Pop punk was perhaps a precursor of emo, rather than emo proper. Yet pop punk videos do convey some of the more fun-loving, enthusiastic and ironic elements that surface from time to time in emo proper. Videos often feature performances in incongruous settings: ‘You’re Not Alone’ by Home Grown shows the band performing in a busy diner, while ‘Fat Lip’ by Sum 41 features them rapping in a Korean convenience store, along with wild outdoor dance sequences. ‘My Friends Over You’ by New Found Glory is almost a (self-)parody of a music video performance, complete with comic elements (sexy women wearing cut-off t-shirts labelled ‘typical video girls’) and special effects (exaggeratedly large heads and speeded-up leg movements). As the band members ‘perform’, they play video games, eat pizza and have tattoos applied, and the video culminates with the audience beating cardboard cut-outs of the band. The music is dominated by rough-edged guitars, but (as with the Sex Pistols and other allegedly anarchic punk bands) much of it is crisply performed, conventionally structured pop, with anthem-like choruses and melodic hooks.

More mainstream emo videos tend to be more serious in their approach. Dashboard Confessional’s ‘Screaming Infidelities’ is about betrayal and heartbreak, following the story of a doomed love affair from the first kiss to the suggestion of a suicide attempt. ‘Beauty In The Breakdown’ by the Scene Aesthetic depicts another ill-fated couple as they reluctantly part (seemingly forever, but for reasons unclear) at an airport; while a similar scenario is played out in ‘A Movie Script Ending’ by Death Cab for Cutie. All three feature acoustic guitars and frail, somewhat choked vocals: the overall musical style seems closer to a romantic pop boy-band than to the ragged fury of hardcore. The performers (and especially the female love-objects) in these videos also appear fairly conventional and clean-cut, despite the occasional discreet piercing.

By contrast, the narrative of Hawthorne Heights’ ‘Ohio Is For Lovers’ is rather more oblique, although there is also a strong sense of nostalgia for a lost childhood love here. In this case, the quiet sensitive sections alternate with thrash and screaming (or whining) vocals, which explicitly refer to self-harm (‘cut my wrists and black my eyes/because you kill me/my final breath is gone’), as the band performs in a dusty underground room. Meanwhile, ‘I’m Not Okay’ by My Chemical Romance seems to parody this sense of isolation and alienation, telling an ironic ‘revenge of the nerds’ story set in an elite private high school.

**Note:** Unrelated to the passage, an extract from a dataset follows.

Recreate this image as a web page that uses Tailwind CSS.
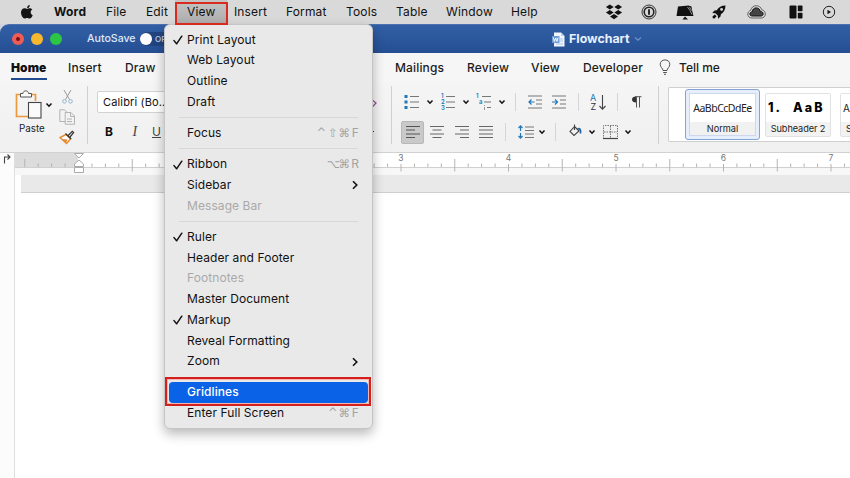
<!DOCTYPE html>
<html lang="en">
<head>
<meta charset="utf-8">
<title>Flowchart</title>
<script src="https://cdn.jsdelivr.net/npm/@tailwindcss/browser@4"></script>
</head>
<body class="w-[850px] h-[478px] overflow-hidden bg-white text-[#111] font-['Inter','Liberation_Sans',sans-serif] relative">
<svg class="hidden">
  <symbol id="chev" viewBox="0 0 8 6"><path d="M1.5 1.5 4 4.2 6.5 1.5" fill="none" stroke="#111" stroke-width="1.5"/></symbol>
  <symbol id="check" viewBox="0 0 10 10"><path d="M1 5.6 3.6 8.8 8.8 1.2" fill="none" stroke="#111" stroke-width="1.5" stroke-linecap="round" stroke-linejoin="round"/></symbol>
  <symbol id="sub" viewBox="0 0 6 10"><path d="M1 1.2 4.8 5 1 8.8" fill="none" stroke="#111" stroke-width="1.6"/></symbol>
</svg>

<!-- System menu bar -->
<header class="h-6 bg-[#d9d9d9] flex items-center text-[12px] tracking-[0.15px] leading-6 whitespace-nowrap">
  <svg class="ml-[20px] mr-[20px] w-[14px] h-4 shrink-0 -mt-px" viewBox="0 0 14 16"><path d="M9.8 1C8.300 1.100 6.900 2.500 7.100 4.200 8.700 4.200 9.900 2.700 9.800 1ZM7.200 5C6.500 5 5.600 4.300 4.500 4.300 2.600 4.300 1 5.900 1 8.600 1 11.400 2.900 14.600 4.600 14.600 5.500 14.600 6 14 7.100 14 8.200 14 8.600 14.600 9.500 14.600 11 14.600 12.300 12.400 12.700 11.200 11.500 10.700 10.700 9.700 10.700 8.300 10.700 7.100 11.300 6.200 12.300 5.600 11.600 4.700 10.600 4.300 9.700 4.300 8.600 4.300 7.900 5 7.200 5Z" fill="#151515"/></svg>
  <span class="w-[52px] font-bold tracking-[0.200px]">Word</span>
  <span class="w-[40px]">File</span>
  <span class="w-[29px]">Edit</span>
  <span class="w-[52px] h-6 mr-[7px] pl-[12px] bg-linear-to-b from-[#c4c4c4] to-[#adadad]">View</span>
  <span class="w-[52px]">Insert</span>
  <span class="w-[60px]">Format</span>
  <span class="w-[50px]">Tools</span>
  <span class="w-[50px]">Table</span>
  <span class="w-[65px]">Window</span>
  <span class="w-[94px]">Help</span>
  <svg class="w-[18px] h-[16px] shrink-0" viewBox="0 0 18 16" fill="#111"><path d="M4.800 0.500 8.700 3 4.800 5.500 0.900 3ZM13.200 0.500 17.100 3 13.200 5.500 9.300 3ZM4.800 5.900 8.700 8.400 4.800 10.900 0.900 8.400ZM13.200 5.900 17.100 8.400 13.200 10.900 9.300 8.400ZM9 10 13 12.600 9 15.200 5 12.600Z"/></svg>
  <svg class="ml-[18px] w-4 h-4 shrink-0" viewBox="0 0 16 16" fill="none" stroke="#222"><circle cx="8" cy="8" r="7" stroke-width=".9"/><circle cx="8" cy="8" r="4.800" stroke-width="1.600"/><path d="M8 5.200v5.600" stroke-width="1.900"/></svg>
  <svg class="ml-[19px] w-[18px] h-4 shrink-0" viewBox="0 0 18 16" fill="#111"><path d="M2 2.500 12.500 1.500 15.500 2.500 16 6 17.500 12 11.500 12 .500 12Z"/><path d="M6.500 15.500 9 12.500 12 15.500Z"/><path d="M11.500 3 14 6.500 16 10.500M13.500 3 15.500 6.500" stroke="#ccc" stroke-width=".700" fill="none"/></svg>
  <svg class="ml-[17px] w-4 h-4 shrink-0" viewBox="0 0 16 16" fill="#111"><path d="M14.500 1.500C10.500 1.500 7.500 3.500 5.800 6.200L3.500 6.600 1.300 9 4.400 9.300 6.800 11.600 7.100 14.700 9.500 12.500 9.900 10.200C12.700 8.500 14.500 5.500 14.500 1.500Z"/><circle cx="10.600" cy="5.400" r="1.400" fill="#d9d9d9"/><path d="M3.800 10.500 1.500 12.500 1.800 14.300 3.600 14.500 5.500 12.200"/></svg>
  <svg class="ml-[20px] w-[19px] h-4 shrink-0" viewBox="0 0 19 16"><path d="M5 14C2.400 14 .800 12.500 .800 10.300 .800 8.300 2 6.800 3.700 6.300 4.200 3.500 6.500 1.700 9.300 1.700 12 1.700 14 3.300 14.700 5.700 17 6.200 18.300 7.900 18.300 10 18.300 12.400 16.600 14 14 14Z" fill="none" stroke="#555" stroke-width=".9"/><path d="M5.300 12C3.800 12 2.900 11.300 2.900 10 2.900 8.700 3.900 7.900 5.200 7.900 5.300 5.400 7 3.900 9.200 3.900 11.400 3.900 13 5.300 13.200 7.400 15 7.400 16.100 8.400 16.100 9.800 16.100 11.200 15.200 12 13.900 12Z" fill="#444" stroke="#111" stroke-width="1"/></svg>
  <svg class="ml-[23px] w-[14px] h-[14px] shrink-0" viewBox="0 0 14 14" fill="#111"><rect x=".5" y=".5" width="7" height="13" rx="1"/><rect x="8.800" y=".5" width="4.700" height="5.700" rx=".8"/><rect x="8.800" y="7.700" width="4.700" height="5.800" rx=".8"/></svg>
  <svg class="ml-[19px] w-[14px] h-[14px] shrink-0" viewBox="0 0 14 14"><circle cx="7" cy="7" r="5.700" fill="none" stroke="#222" stroke-width="1"/><path d="M5.500 4.800 9 7 5.500 9.200Z" fill="#111"/></svg>
</header>

<div class="bg-[#d0d4da]">
<!-- Window title bar -->
<div class="h-[29px] rounded-tl-[9px] bg-linear-to-b from-[#315fa6] to-[#264f93] border-t border-[#4a71ad] flex items-center text-white whitespace-nowrap">
  <span class="ml-[12px] w-3 h-3 rounded-full bg-[#ee5c58] flex items-center justify-center"><i class="w-1 h-1 rounded-full bg-[#7a0d10]"></i></span>
  <span class="ml-[7px] w-3 h-3 rounded-full bg-[#f7b72f]"></span>
  <span class="ml-[7px] w-3 h-3 rounded-full bg-[#2dc544]"></span>
  <span class="ml-[25px] w-[52px] text-[10.600px] font-medium text-[#dfe8f7]">AutoSave</span>
  <span class="ml-[1px] w-[40px] h-[14px] rounded-full bg-[#22447f] flex items-center text-[8px] font-medium text-[#c9d5e9]"><i class="w-3 h-3 rounded-full bg-white mr-[3px]"></i>OFF</span>
  <svg class="ml-[372px] w-[13px] h-[15px]" viewBox="0 0 13 15"><path d="M2 .5h7l3.500 3.500V14.500H2Z" fill="#f1f6fd"/><path d="M9 .5V4h3.500" fill="#bcd0ec"/><path d="M8 7h3M8 9h3M4 12h7" stroke="#a9c4e8"/><rect y="4" width="7.500" height="7" fill="#6f9bd6"/><path d="m1.300 5.500 1.100 4 1.300-3.500 1.300 3.500 1.100-4" fill="none" stroke="#fff" stroke-width=".9"/></svg>
  <span class="ml-[4px] w-[61px] text-[12.400px] font-bold text-[#e8f0fc]">Flowchart</span>
  <svg class="ml-[4px] w-2 h-[6px]" viewBox="0 0 8 6"><path d="M1 1.500 4 4.300 7 1.500" fill="none" stroke="#6f93cb" stroke-width="1.200"/></svg>
</div>
</div>

<!-- Ribbon tabs -->
<nav class="h-[29px] bg-[#f6f6f6] flex text-[12px] font-medium leading-[29px] tracking-[0.150px] whitespace-nowrap text-[#1c1c1c]">
  <span class="ml-[11px] w-[57px] font-bold text-[#111]"><b class="inline-block h-[27px] border-b-2 border-[#1f4a8f] tracking-[0.100px]">Home</b></span>
  <span class="w-[57px]">Insert</span>
  <span class="w-[270px]">Draw</span>
  <span class="w-[72px]">Mailings</span>
  <span class="w-[64px]">Review</span>
  <span class="w-[52px]">View</span>
  <span class="w-[76px]">Developer</span>
  <svg class="mt-[6px] w-[12px] h-[17px]" viewBox="0 0 12 17" fill="none" stroke="#555"><path d="M4 11.500C4 9.300 1.200 8.300 1.200 5.300 1.200 2.600 3.300.900 6 .900S10.800 2.600 10.800 5.300C10.800 8.300 8 9.300 8 11.500ZM4.200 13.500h3.600M5 15.300h2"/></svg>
  <span class="ml-[8px] tracking-normal">Tell me</span>
</nav>

<!-- Ribbon -->
<section class="h-[71px] bg-linear-to-b from-[#f5f5f5] to-[#f0f0f0] border-b border-[#d2d2d2] flex items-start">
  <div class="ml-[15px] mt-[7px] w-[40px]">
    <div class="flex items-center">
      <svg class="w-[28px] h-[31px] shrink-0" viewBox="0 0 28 31" fill="none"><path d="M6 5.500H1.500V27.500H13M15 5.500H20.500V12" stroke="#ea9a3e" stroke-width="1.700"/><path d="M5.500 8V4.500H8C8 1 13.500 1 13.500 4.500H16.500V8Z" fill="#fafafa" stroke="#555"/><rect x="13.500" y="13.500" width="12.500" height="15.500" fill="#fafafa" stroke="#444" stroke-width="1.100"/></svg>
      <svg class="ml-[2px] w-2 h-[6px] shrink-0"><use href="#chev"/></svg>
    </div>
    <p class="pl-[4px] text-[9.800px] leading-[14px] text-[#222] mt-[2px]">Paste</p>
  </div>
  <div class="ml-[4px] mt-[7px] w-[28px]">
    <svg class="ml-[3px] w-[11px] h-[16px]" viewBox="0 0 11 16" fill="none"><path d="M2 1 7.500 10.500M9 1 3.500 10.500" stroke="#999"/><circle cx="2.500" cy="12.300" r="1.800" stroke="#8fb5cf"/><circle cx="8.500" cy="12.300" r="1.800" stroke="#8fb5cf"/></svg>
    <svg class="mt-[4px] w-[17px] h-[16px]" viewBox="0 0 17 16" fill="#f3f3f3" stroke="#b2b2b2"><path d="M.800.800H5.500L8 3.300V12.500H.800Z"/><path d="M6.200 3.500H12L15.500 7V15.200H6.200ZM11.500 3.500V7.500H15.500M8 10h5M8 12.500h5"/></svg>
    <svg class="mt-[5px] w-[16px] h-[15px]" viewBox="0 0 16 15" fill="none"><path d="M7 4.500 1 7.500 7.500 13.500 11.500 9Z" fill="#fff" stroke="#e9892b" stroke-width="1.400"/><path d="M3 9 8.500 9.500 7 13" fill="#e9892b"/><path d="M6.500 3.500 12.200 9M9.200 5.500 13.300 1.300 14.600 2.600 11 7" stroke="#333" stroke-width="1.200" fill="#f3f3f3"/></svg>
  </div>
  <i class="mt-[4px] w-px h-[58px] bg-[#d0d0d0]"></i>
  <div class="ml-[9px] mt-[9px] w-[294px]">
    <div class="w-[150px] h-[22px] rounded-[2px] bg-white border border-[#d2d2d2] text-[11px] leading-5 pl-[5px] tracking-[0.150px]">Calibri (Bo...</div>
    <div class="mt-[8px] flex text-[12px] leading-[22px]"><b class="ml-[8px] w-[24px]">B</b><span class="w-[23px] italic font-['Liberation_Serif',serif] text-[14px] text-[#444]">&nbsp;I</span><span class="underline text-[#444]">U</span></div>
  </div>
  <i class="mt-[4px] w-px h-[58px] bg-[#d0d0d0]"></i>
  <div class="w-[266px] mt-[8px]">
    <!-- Lists and indents -->
    <div class="flex items-center h-6 text-[#555]">
      <svg class="ml-[12px] w-4 h-4" viewBox="0 0 16 16"><path d="M6 2.500h9M6 8h9M6 13.500h9" stroke="#777"/><path d="M.500 1h3v3h-3zM.500 6.500h3v3h-3zM.500 12h3v3h-3z" fill="#2277b8"/></svg>
      <svg class="ml-[6px] w-2 h-[6px]"><use href="#chev"/></svg>
      <svg class="ml-[6px] w-4 h-[18px]" viewBox="0 0 16 18"><path d="M6 3.500h9M6 9h9M6 14.500h9" stroke="#777"/><g fill="#2277b8" font-family="Inter" font-weight="600" font-size="6"><text x="1" y="5">1</text><text x="1" y="11">2</text><text x="1" y="17">3</text></g></svg>
      <svg class="ml-[6px] w-2 h-[6px]"><use href="#chev"/></svg>
      <svg class="ml-[6px] w-4 h-[18px]" viewBox="0 0 16 18"><path d="M6 3.500h9M8 9h7M11 14.500h4" stroke="#777"/><g fill="#2277b8" font-family="Inter" font-weight="600" font-size="6"><text x="0" y="5">1</text><text x="3" y="11">a</text></g><path d="M8.500 12v1M8.500 14v3" stroke="#999"/></svg>
      <svg class="ml-[6px] w-2 h-[6px]"><use href="#chev"/></svg>
      <i class="ml-[9px] w-px h-[18px] bg-[#d5d5d5]"></i>
      <svg class="ml-[12px] w-[14px] h-4" viewBox="0 0 14 16" fill="none"><path d="M0 2h14M8 6h6M8 10h6M0 14h14" stroke="#777"/><path d="M6.500 8H1M3.500 5.500 1 8l2.500 2.500" stroke="#2277b8" stroke-width="1.200"/></svg>
      <svg class="ml-[10px] w-[14px] h-4" viewBox="0 0 14 16" fill="none"><path d="M0 2h14M8 6h6M8 10h6M0 14h14" stroke="#777"/><path d="M0 8h5.500M3 5.500 5.500 8 3 10.500" stroke="#2277b8" stroke-width="1.200"/></svg>
      <i class="ml-[12px] w-px h-[18px] bg-[#d5d5d5]"></i>
      <svg class="ml-[11px] w-[17px] h-[18px]" viewBox="0 0 17 18"><g font-family="Inter" font-size="9"><text x="0" y="7.500" fill="#2277b8">A</text><text x=".5" y="17" fill="#333">Z</text></g><path d="M12.500 2V16M9.500 13 12.500 16.200 15.500 13" fill="none" stroke="#444" stroke-width="1.100"/></svg>
      <i class="ml-[10px] w-px h-[18px] bg-[#d5d5d5]"></i>
      <svg class="ml-[13px] w-[11px] h-[14px]" viewBox="0 0 11 14"><path d="M5 1.500C2.500 1.500 1 2.700 1 4.500S2.500 7.500 5 7.500Z" fill="#333"/><path d="M4 1.700h6.500M5.500 1.700V12.500M8.500 1.700V12.500" stroke="#555" fill="none"/></svg>
    </div>
    <!-- Alignment -->
    <div class="flex items-center h-6 mt-[6px]">
      <span class="ml-[9px] w-[23px] h-[23px] rounded-[2px] bg-[#c9c9c9] border border-[#b8b8b8] flex items-center justify-center"><svg class="w-[14px] h-[14px] shrink-0" viewBox="0 0 14 14"><path d="M0 1.500h14M0 5h9M0 9h14M0 12.500h9" stroke="#555" stroke-width="1.100"/></svg></span>
      <svg class="ml-[6px] w-[14px] h-[14px]" viewBox="0 0 14 14"><path d="M0 1.500h14M2.500 5h9M0 9h14M2.500 12.500h9" stroke="#666"/></svg>
      <svg class="ml-[11px] w-[14px] h-[14px]" viewBox="0 0 14 14"><path d="M0 1.500h14M5 5h9M0 9h14M5 12.500h9" stroke="#666"/></svg>
      <svg class="ml-[10px] w-[14px] h-[14px]" viewBox="0 0 14 14"><path d="M0 1.500h14M0 5h14M0 9h14M0 12.500h14" stroke="#666"/></svg>
      <i class="ml-[12px] w-px h-[18px] bg-[#d5d5d5]"></i>
      <svg class="ml-[12px] w-4 h-4" viewBox="0 0 16 16" fill="none"><path d="M7 3h9M7 6.500h9M7 10h9M7 13.500h9" stroke="#777"/><path d="M2.500 7V2M.500 4 2.500 1.800 4.500 4M2.500 9v5M.500 12 2.500 14.200 4.500 12" stroke="#2277b8" stroke-width="1.200"/></svg>
      <svg class="ml-[4px] w-2 h-[6px]"><use href="#chev"/></svg>
      <i class="ml-[9px] w-px h-[18px] bg-[#d5d5d5]"></i>
      <svg class="ml-[13px] w-[14px] h-[14px] -mt-[2px]" viewBox="0 0 14 14" fill="none"><path d="M5.500 2.500 10 7 5 11.500 1 7.500 5.500 2.500V.5M5.500 2.500V6" stroke="#444" stroke-width="1.100"/><path d="M8.500 5C11 4 12 6 11.500 9.500" stroke="#1f62a8" stroke-width="1.700"/></svg>
      <svg class="ml-[5px] w-2 h-[6px]"><use href="#chev"/></svg>
      <svg class="ml-[7px] w-[15px] h-[16px]" viewBox="0 0 15 16" fill="none"><path d="M.500 15V1.500H14.500V15M7.500 2V14M1 8H14" stroke="#777" stroke-dasharray="1.500 1"/><path d="M0 14.500h15" stroke="#444" stroke-width="1.200"/></svg>
      <svg class="ml-[6px] w-2 h-[6px]"><use href="#chev"/></svg>
    </div>
  </div>
  <i class="mt-[4px] w-px h-[58px] bg-[#d0d0d0]"></i>
  <!-- Style gallery -->
  <div class="ml-[9px] mt-[5px] w-[182px] h-[55px] bg-white border border-r-0 border-[#d0d0d0] rounded-l-[2px] flex items-center overflow-hidden whitespace-nowrap text-center text-[9.200px] text-[#222] shrink-0">
    <div class="ml-[16px] w-[75px] h-[51px] rounded-[3px] bg-[#e6eefb] border border-[#86a3d3] p-[3px] shrink-0">
      <div class="h-full border border-[#cdd8ec] bg-[#f1f1f1]"><p class="bg-white h-[28px] leading-[28px] text-[10.500px] tracking-[-0.500px] font-['Noto_Sans',sans-serif]"><span class="-mx-1">AaBbCcDdEe</span></p><p class="leading-[13px]">Normal</p></div>
    </div>
    <div class="ml-[5px] w-[66px] h-[44px] border border-[#e2e2e2] rounded-[2px] bg-[#f2f2f2] shrink-0"><p class="bg-white h-[28px] leading-[28px] text-[12.500px] font-extrabold text-black text-left pl-[2px] flex"><span class="w-[25px] tracking-[2px]">1.</span><span class="tracking-[2.200px]">AaB</span></p><p class="leading-[13px] tracking-[-0.100px]">Subheader 2</p></div>
    <div class="ml-[9px] w-[66px] h-[44px] border border-[#e2e2e2] rounded-[2px] bg-[#f2f2f2] shrink-0 text-left"><p class="bg-white h-[28px] leading-[28px] text-[10px] pl-[2px]">A</p><p class="leading-[13px] pl-[5px] text-[9px]">S</p></div>
  </div>
</section>

<!-- Ruler -->
<svg class="block w-[850px] h-[22px]" viewBox="0 0 850 22">
  <rect width="850" height="22" fill="#f7f7f7"/>
  <rect width="14" height="22" fill="#fcfcfc"/>
  <rect x="78" width="772" height="14" fill="#fff"/><rect x="15" width="63" height="14" fill="#dcdcdc"/>
  <path d="M15 14.500H850" stroke="#d0d0d0"/><path d="M14.500 0V22" stroke="#dedede"/>
  <path d="M4.500 10.500V4H9.500M7.500 1.500 10 4 7.500 6.500" fill="none" stroke="#444" stroke-width="1.100"/>
  <g id="ticks" stroke="#b4b4b4" fill="#777" font-family="Inter" font-size="8.500" text-anchor="middle"></g>
  <path d="M74.500 .500H83.500L79 5ZM79 7 83.500 11V13.500H74.500V11ZM74.500 14.500H83.500V19.500H74.500Z" fill="#fff" stroke="#aaa"/>
</svg>

<!-- Page canvas -->
<main class="flex h-[303px]">
  <i class="w-[15px] bg-[#fcfcfc] border-r border-[#dedede]"></i>
  <div class="flex-1 pl-[6px]"><div class="h-[18px] bg-[#e9e9e9] border-b border-[#cfcfcf]"></div></div>
</main>

<!-- Edge of the clear-formatting icon beside the open menu -->
<svg class="absolute left-[367px] top-[97px] w-[12px] h-[14px]" viewBox="0 0 12 14"><path d="M1 9 6 3.500 9 6 4 11.500Z" fill="#f5f5f5" stroke="#96459f" stroke-width="1.200"/></svg>
<i class="absolute left-[372px] top-[131px] w-[2px] h-px bg-[#333]"></i>

<!-- Open View menu -->
<div class="absolute left-[164px] top-6 w-[209px] h-[404.500px] rounded-[6px] bg-[#e9e9e9] border border-[#c5c5c5] pt-[4.600px] shadow-[0_5px_12px_rgba(0,0,0,0.28)] text-[12px] tracking-[0.080px]">
  <div id="menu"></div>
</div>
<i class="absolute left-[175px] top-[2px] w-[53px] h-[23px] border-2 border-[#d92a20]"></i>
<i class="absolute left-[165px] top-[377px] w-[206px] h-[29px] border-2 border-[#d3201c] shadow-[inset_0_0_0_1px_#f3b5b0]"></i>

<script>
const items = [['Print Layout','c'],['Web Layout'],['Outline'],['Draft'],0,['Focus','','^⇧⌘F'],0,['Ribbon','c','⌥⌘R'],['Sidebar','s'],['Message Bar','d'],0,['Ruler','c'],['Header and Footer'],['Footnotes','d'],['Master Document'],['Markup','c'],['Reveal Formatting'],['Zoom','s'],1,['Gridlines','h'],['Enter Full Screen','','^⌘F']];
document.getElementById('menu').innerHTML = items.map(i => {
  if (i === 1) return '<div class="h-[10.400px]"></div>';
  if (!i) return '<div class="h-[10.400px] pt-[4.500px] px-[14px]"><div class="h-px bg-[#d8d8d8]"></div></div>';
  const [t, f, k] = i;
  const tone = f === 'h' ? 'bg-[#0a62e6] text-white font-medium' : f === 'd' ? 'text-[#a9a9a9]' : '';
  return '<div class="mx-[4px] h-[20.760px] leading-[20.760px] rounded-[4px] flex items-center ' + tone + '">' +
    '<span class="w-[18px] pl-[4px]">' + (f === 'c' ? '<svg class="w-[10px] h-[10px]"><use href="#check"/></svg>' : '') + '</span>' +
    '<span class="flex-1">' + t + '</span>' +
    (k ? '<span class="flex pr-[9px] text-[#a3a3a3]">' + [...k].map((c, n, a) => '<span class="' + (n === a.length - 1 ? 'w-[9px] text-right' : "w-[11.500px] text-center font-['DejaVu_Sans',sans-serif] text-[11.500px] tracking-normal") + '">' + c + '</span>').join('') + '</span>' : '') +
    (f === 's' ? '<svg class="w-[6px] h-[10px] mr-[10px]"><use href="#sub"/></svg>' : '') + '</div>';
}).join('');

let ticks = '';
const inch = 107.5, zero = 78.5;
for (let n = -4; n <= 57; n++) {
  if (n === 0) continue;
  const x = zero + n * inch / 8;
  if (n % 8 === 0) ticks += `<path d="M${x} 14V18.500"/><path d="M${x} 11V14"/><text stroke="none" x="${x}" y="8">${n / 8}</text>`;
  else if (n % 4 === 0) ticks += `<path d="M${x} 6V${n > 0 ? 18.500 : 14}"/>`;
  else ticks += `<path d="M${x} 10.500V14"/>`;
}
document.getElementById('ticks').innerHTML = ticks;
</script>
</body>
</html>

These elements of irony and (deliberate or accidental) self-parody are even more evident in what might be called camp emo. Here, the influence of early 1980s new wave styles – especially the new romantics – is surprisingly evident. ‘I Write Sins Not Tragedies’ by Panic at the Disco stages an elaborate scenario in which a troupe of circus clowns disrupts a bizarre wedding, in a manner that recalls Adam Ant. Meanwhile, ‘The Curse of Curves’ by Cute Is What We Aim For resembles nothing more than a Duran Duran video: the band, with emo haircuts but attired in 1980s suits, sit eating dinner at an upmarket restaurant as they exchange meaningfully sexy glances with their Vogue-model guests. Like a great many of these videos, the narrative seems to be driven by a kind of adolescent male wish-fulfillment that is very hard to take seriously.

Finally, there are more intellectual emo videos, which tend to be more ambitious and more ‘adult’, both musically and in their visual scenarios. Coheed and Cambria’s ‘A Favour House Atlantic’ contains typically ornate prog guitar, albeit set against a familiar narrative of overweight rock geeks being pursued by (or pursuing) Vogue-model women, and one scene that appears to depict oral sex with a transvestite. ‘Alive with the Glory of Love’ by Say Anything tells a story of two children escaping from what appears to be a kind of prison camp, evading their guards and making their way to a band performance in the forest. The lyric is about ‘love against the odds’, but the narrative is somewhat more political. In both cases, the band members are older than the majority of emo performers (and their fans), and dress in a much more nondescript grungey way. Finally, ‘Juneau’ by the British band Funeral for a Friend shows the band performing in a house, intercut with disturbing and unexplained scenes of destruction occurring in the other rooms – an elderly couple dancing and pillow-fighting, a man collapsing in a shower, a cheerleader headbanging, a businessman smashing up furniture. While the band itself undoubtedly displays the requisite emo appearance, and the music alternates between thrash and calm in the ‘screamo’ style, the video is more avant-garde in its approach.

This brief description suggests some of the diversity of emo, both musically and in terms of visual and narrative style. Indeed, in some ways it reinforces the difficulty of defining the musical genre, let alone establishing its credentials as a ‘subculture’. Yet one of the most striking things about accessing these videos is the enormous number of views they have generated (‘I Write Sins Not Tragedies’ had no fewer than 183 million hits at the time of writing), and the extensive comments that accompany them. Most viewers seem have little hesitation in categorizing these videos as ‘emo’, and many of them express a great nostalgia for emo as a lost period of their early teens. The time has gone so fast, they say, I wish we could be back at school. Their ‘My Space’ days are gone, but wouldn’t it be great if emo could come back? As we have seen, nostalgia for childhood – or at least for a time of innocence – is itself a common theme in several of these songs and videos. But in the users’ comments there is often a mixture of affection and irony – both of which can be seen as elements of the emo ‘mindset’, the repertoire of feelings that it embodies.